Dataset content
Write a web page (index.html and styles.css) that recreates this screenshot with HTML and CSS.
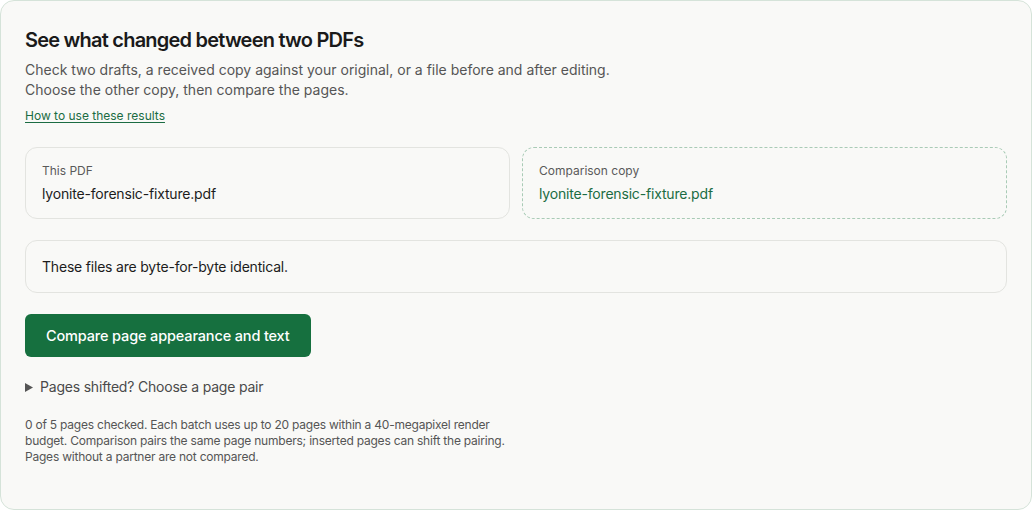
FILE: index.html
```html
<!DOCTYPE html>
<html lang="en">
<head>
<meta charset="utf-8">
<title>Compare PDFs</title>
<link rel="stylesheet" href="styles.css">
</head>
<body>
<section class="card">
  <h1 class="title">See what changed between two PDFs</h1>
  <p class="intro">Check two drafts, a received copy against your original, or a file before and after editing.<br>Choose the other copy, then compare the pages.</p>
  <a class="help" href="#">How to use these results</a>

  <div class="files">
    <div class="file">
      <div class="file-label">This PDF</div>
      <div class="file-name">lyonite-forensic-fixture.pdf</div>
    </div>
    <div class="file file-compare">
      <div class="file-label">Comparison copy</div>
      <div class="file-name file-name-link">lyonite-forensic-fixture.pdf</div>
    </div>
  </div>

  <div class="status">These files are byte-for-byte identical.</div>

  <button class="compare" type="button">Compare page appearance and text</button>

  <details class="pairs">
    <summary class="pairs-summary"><svg class="tri" width="8" height="9" viewBox="0 0 8 9" aria-hidden="true"><path d="M0 0 L8 4.5 L0 9 Z" fill="#555"/></svg><span>Pages shifted? Choose a page pair</span></summary>
  </details>

  <p class="note">0 of 5 pages checked. Each batch uses up to 20 pages within a 40-megapixel render budget. Comparison pairs the same page numbers; inserted pages can shift the pairing. Pages without a partner are not compared.</p>
</section>
</body>
</html>
```

FILE: styles.css
```css
* { box-sizing: border-box; }
html, body {
  margin: 0;
  padding: 0;
  background: #ffffff;
}
body {
  font-family: Inter, "Noto Sans", "Liberation Sans", sans-serif;
  color: #1c1c1c;
}
.card {
  width: 1032px;
  height: 510px;
  background: #f9f9f7;
  border: 1px solid #d5e3d9;
  border-radius: 14px;
  padding: 25px 24px 24px 24px;
  display: flex;
  flex-direction: column;
  align-items: flex-start;
}
.title {
  margin: 0;
  font-size: 20px;
  line-height: 28px;
  font-weight: 600;
  letter-spacing: -0.78px;
  color: #1a1a1a;
}
.intro {
  margin: 6px 0 0;
  font-size: 14px;
  line-height: 20px;
  color: #555555;
}
.help {
  margin-top: 8px;
  font-size: 12px;
  line-height: 16px;
  color: #1b6c43;
  text-decoration: underline;
  text-underline-offset: 2px;
}
.files {
  margin-top: 23px;
  width: 100%;
  display: grid;
  grid-template-columns: 1fr 1fr;
  gap: 12px;
}
.file {
  border: 1px solid #e3e4e0;
  border-radius: 12px;
  padding: 15px 16px 14px;
  display: flex;
  flex-direction: column;
  gap: 5px;
}
.file-compare {
  border: 1px dashed #a9cbb6;
}
.file-label {
  font-size: 12px;
  line-height: 16px;
  color: #5a5a5a;
}
.file-name {
  font-size: 14px;
  line-height: 20px;
  letter-spacing: -0.18px;
  color: #1c1c1c;
}
.file-name-link {
  color: #1b6c43;
}
.status {
  margin-top: 21px;
  width: 100%;
  border: 1px solid #e3e4e0;
  border-radius: 12px;
  padding: 16px 16px 15px;
  font-size: 14px;
  line-height: 20px;
  letter-spacing: -0.2px;
  color: #1c1c1c;
}
.compare {
  margin-top: 21px;
  height: 43px;
  padding: 0 21px;
  border: 0;
  border-radius: 6px;
  background: #16703f;
  color: #ffffff;
  font-family: inherit;
  font-size: 14.5px;
  font-weight: 500;
  letter-spacing: -0.15px;
  line-height: 20px;
  cursor: pointer;
}
.pairs {
  margin-top: 20px;
}
.pairs-summary {
  list-style: none;
  display: flex;
  align-items: center;
  gap: 7px;
  font-size: 14px;
  line-height: 20px;
  letter-spacing: -0.2px;
  color: #4a4a4a;
  cursor: pointer;
}
.pairs-summary::-webkit-details-marker { display: none; }
.tri { display: block; }
.note {
  margin: 20px 0 0;
  max-width: 490px;
  font-size: 12px;
  line-height: 16px;
  letter-spacing: -0.22px;
  color: #555555;
}
```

Task brief
Images should not appear in the copy; retype the listing above exactly.

Answer to the exercise
Write a web page (index.html and styles.css) that recreates this screenshot with HTML and CSS.
FILE: index.html
```html
<!DOCTYPE html>
<html lang="en">
<head>
<meta charset="utf-8">
<title>Compare PDFs</title>
<link rel="stylesheet" href="styles.css">
</head>
<body>
<section class="card">
  <h1 class="title">See what changed between two PDFs</h1>
  <p class="intro">Check two drafts, a received copy against your original, or a file before and after editing.<br>Choose the other copy, then compare the pages.</p>
  <a class="help" href="#">How to use these results</a>

  <div class="files">
    <div class="file">
      <div class="file-label">This PDF</div>
      <div class="file-name">lyonite-forensic-fixture.pdf</div>
    </div>
    <div class="file file-compare">
      <div class="file-label">Comparison copy</div>
      <div class="file-name file-name-link">lyonite-forensic-fixture.pdf</div>
    </div>
  </div>

  <div class="status">These files are byte-for-byte identical.</div>

  <button class="compare" type="button">Compare page appearance and text</button>

  <details class="pairs">
    <summary class="pairs-summary"><svg class="tri" width="8" height="9" viewBox="0 0 8 9" aria-hidden="true"><path d="M0 0 L8 4.5 L0 9 Z" fill="#555"/></svg><span>Pages shifted? Choose a page pair</span></summary>
  </details>

  <p class="note">0 of 5 pages checked. Each batch uses up to 20 pages within a 40-megapixel render budget. Comparison pairs the same page numbers; inserted pages can shift the pairing. Pages without a partner are not compared.</p>
</section>
</body>
</html>
```

FILE: styles.css
```css
* { box-sizing: border-box; }
html, body {
  margin: 0;
  padding: 0;
  background: #ffffff;
}
body {
  font-family: Inter, "Noto Sans", "Liberation Sans", sans-serif;
  color: #1c1c1c;
}
.card {
  width: 1032px;
  height: 510px;
  background: #f9f9f7;
  border: 1px solid #d5e3d9;
  border-radius: 14px;
  padding: 25px 24px 24px 24px;
  display: flex;
  flex-direction: column;
  align-items: flex-start;
}
.title {
  margin: 0;
  font-size: 20px;
  line-height: 28px;
  font-weight: 600;
  letter-spacing: -0.78px;
  color: #1a1a1a;
}
.intro {
  margin: 6px 0 0;
  font-size: 14px;
  line-height: 20px;
  color: #555555;
}
.help {
  margin-top: 8px;
  font-size: 12px;
  line-height: 16px;
  color: #1b6c43;
  text-decoration: underline;
  text-underline-offset: 2px;
}
.files {
  margin-top: 23px;
  width: 100%;
  display: grid;
  grid-template-columns: 1fr 1fr;
  gap: 12px;
}
.file {
  border: 1px solid #e3e4e0;
  border-radius: 12px;
  padding: 15px 16px 14px;
  display: flex;
  flex-direction: column;
  gap: 5px;
}
.file-compare {
  border: 1px dashed #a9cbb6;
}
.file-label {
  font-size: 12px;
  line-height: 16px;
  color: #5a5a5a;
}
.file-name {
  font-size: 14px;
  line-height: 20px;
  letter-spacing: -0.18px;
  color: #1c1c1c;
}
.file-name-link {
  color: #1b6c43;
}
.status {
  margin-top: 21px;
  width: 100%;
  border: 1px solid #e3e4e0;
  border-radius: 12px;
  padding: 16px 16px 15px;
  font-size: 14px;
  line-height: 20px;
  letter-spacing: -0.2px;
  color: #1c1c1c;
}
.compare {
  margin-top: 21px;
  height: 43px;
  padding: 0 21px;
  border: 0;
  border-radius: 6px;
  background: #16703f;
  color: #ffffff;
  font-family: inherit;
  font-size: 14.5px;
  font-weight: 500;
  letter-spacing: -0.15px;
  line-height: 20px;
  cursor: pointer;
}
.pairs {
  margin-top: 20px;
}
.pairs-summary {
  list-style: none;
  display: flex;
  align-items: center;
  gap: 7px;
  font-size: 14px;
  line-height: 20px;
  letter-spacing: -0.2px;
  color: #4a4a4a;
  cursor: pointer;
}
.pairs-summary::-webkit-details-marker { display: none; }
.tri { display: block; }
.note {
  margin: 20px 0 0;
  max-width: 490px;
  font-size: 12px;
  line-height: 16px;
  letter-spacing: -0.22px;
  color: #555555;
}
```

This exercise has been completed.